The bloc covers roughly 400 million people and has an aggregate economy measured in the hundreds of billions of dollars while the combined market represents a substantial platform for intraregional trade and external investment.

Entry into the monetary union is conditional on meeting a set of macroeconomic convergence criteria intended to ensure stability at launch. The primary benchmarks discussed at the Monrovia meeting include:

Fiscal deficit: no more than 3 percent of GDP.

Inflation: annual rate below 10 percent.

Central bank financing: central bank financing of budget deficits limited to no more than 10 percent of the previous year’s tax revenue.

External reserves: gross external reserves equivalent to at least three months of import cover.

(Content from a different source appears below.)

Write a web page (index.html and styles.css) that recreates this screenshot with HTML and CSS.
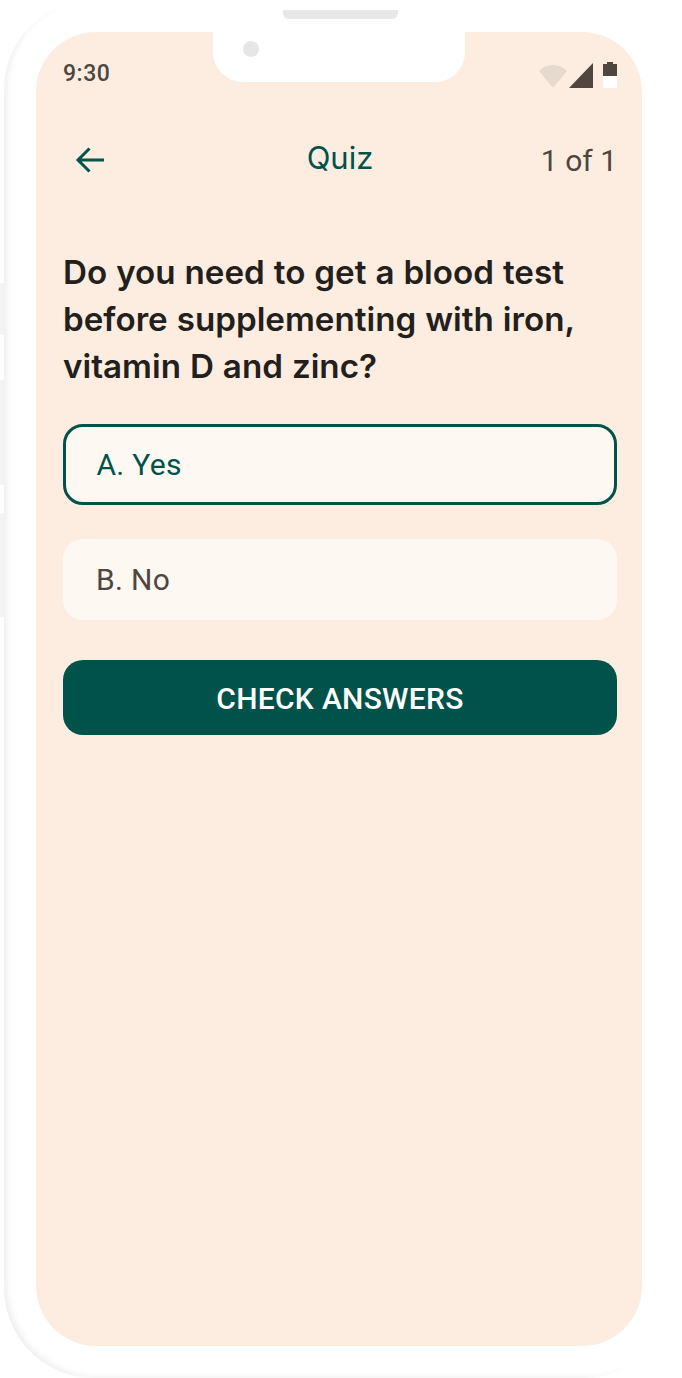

Ministers also emphasized related requirements such as debt sustainability, exchange rate stability, reserve accumulation and disciplined fiscal and monetary coordination.

Liberia reported it had made “substantial progress” across the six ECOWAS convergence indicators by end 2025.

Officials said progress is visible but uneven. Four member states were projected to meeting the four primary convergence criteria by 2025—up from two in 2024—and eight countries are expected to satisfy at least three criteria.

Boima Kamara, director general of the West African Monetary Agency, urged pragmatic, decisive steps, calling the final stretch “demanding but not insurmountable.”

Concerns remain that inflation pressures in some countries, fiscal slippages, and the political economy of implementing painful reforms could derail timelines.

Delegates stressed the need for policy harmonization, stronger cooperation among central banks and finance ministries, and agreement on institutional arrangements for the proposed Central Bank of West Africa.

While the convergence criteria define entry conditions, there is no widely publicized mechanism akin to an automatic “exit” for a country once inside the union. Instead, member states face remedial measures, peer review, and decisions taken by ECOWAS bodies if they persistently fail to meet union rules.

With the July 2027 deadline approaching, the Monrovia talks were positioned as a pivotal moment for converting longstanding ambition into a practical launch plan.

Success, delegates said, will depend on countries keeping macroeconomic targets, deepening institutional cooperation, and managing the political challenges of alignment.